Michelle’s Review: The Ocean at the End of the Lane by Neil Gaiman


Calvert already reviewed this! Check out her thoughts!

The Ocean at the End of the Lane by Neil Gaimanoceanattheendofthelane

Published: June 18th 2013 by William Morrow
Format/Source: Purchased Kindle ebook
Genre: Paranormal Adventure/Thriller
Pages: 246

Synopsis:

Sussex, England. A middle-aged man returns to his childhood home to attend a funeral. Although the house he lived in is long gone, he is drawn to the farm at the end of the road, where, when he was seven, he encountered a most remarkable girl, Lettie Hempstock, and her mother and grandmother. He hasn’t thought of Lettie in decades, and yet as he sits by the pond (a pond that she’d claimed was an ocean) behind the ramshackle old farmhouse, the unremembered past comes flooding back. And it is a past too strange, too frightening, too dangerous to have happened to anyone, let alone a small boy.

Forty years earlier, a man committed suicide in a stolen car at this farm at the end of the road. Like a fuse on a firework, his death lit a touchpaper and resonated in unimaginable ways. The darkness was unleashed, something scary and thoroughly incomprehensible to a little boy. And Lettie—magical, comforting, wise beyond her years—promised to protect him, no matter what.

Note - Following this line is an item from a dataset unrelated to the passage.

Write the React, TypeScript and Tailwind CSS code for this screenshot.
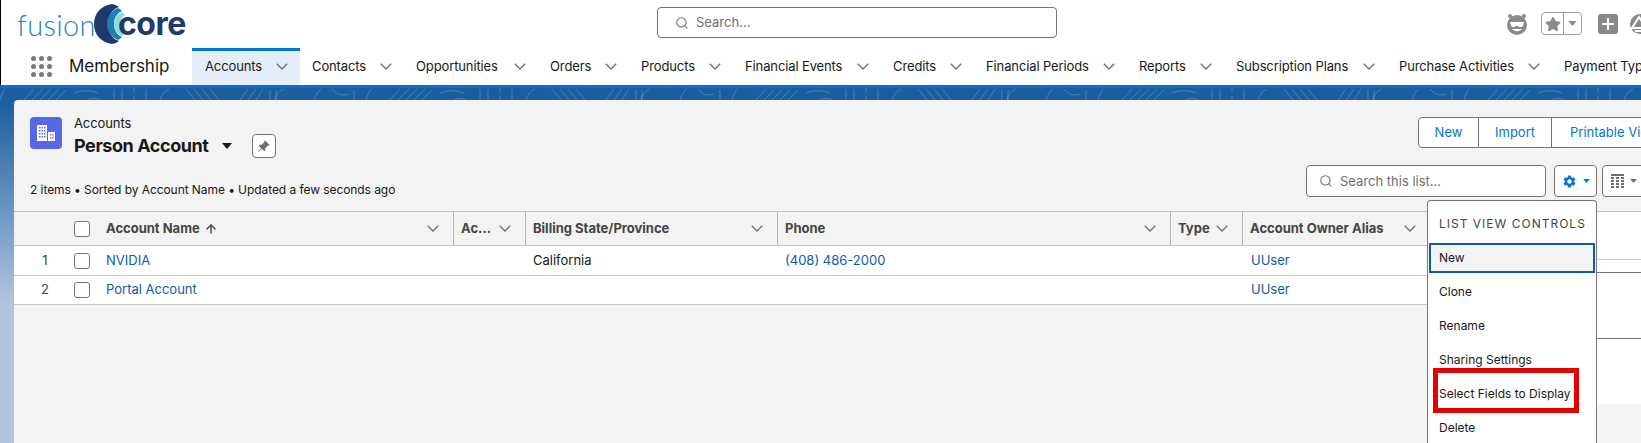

A groundbreaking work from a master, The Ocean at the End of the Lane is told with a rare understanding of all that makes us human, and shows the power of stories to reveal and shelter us from the darkness inside and out. It is a stirring, terrifying, and elegiac fable as delicate as a butterfly’s wing and as menacing as a knife in the dark.

Review:

jokers5

I am a reader that reads to imagine what the world would be like if it was just a little bit different. What if I really was the first one to map out the creek at the end of my childhood street? What if I really had to survive in the woods? What if there was a ghost in my building? The world doesn’t have to be completely turned inside out and upside down for me to be curious about it. Sometimes the most alluring things are those where it could almost, just not quite, be real and fantastical.

That’s why I absolutely loved The Ocean at the End of the Lane. It had that delicate and yet so shocking touch of fantasy inside what is otherwise a normal world. Told from the point of view of a child, framed by the reflections of the child as an adult, The Ocean at the End of the Lane had that youthful imagination and practicality about it. The child doesn’t truly doubt what is going on. It just is.

Some fantasy/paranormal books run the risk of losing me with long, drawn-out language that makes me lose what the action is. I didn’t run into this pitfall with this book. Instead, it was a book that made me want to put down the television remote and read the next chapter. In many ways, I wish I could return to that world. I knew it was going to be something amazing, when the kid pulls the worm out of his foot. Sounds crazy if you haven’t read it, but that was the top of the cliff for me. I leapt after that.

I forgot to ask my book club this question: was it real or do you think the child dreamt it up? Was it all the imagination? Sure, it’s a matrix like question, but it’s that kind of questioning that makes me love a book that much more. It read like a child’s story for adults. And it was magical.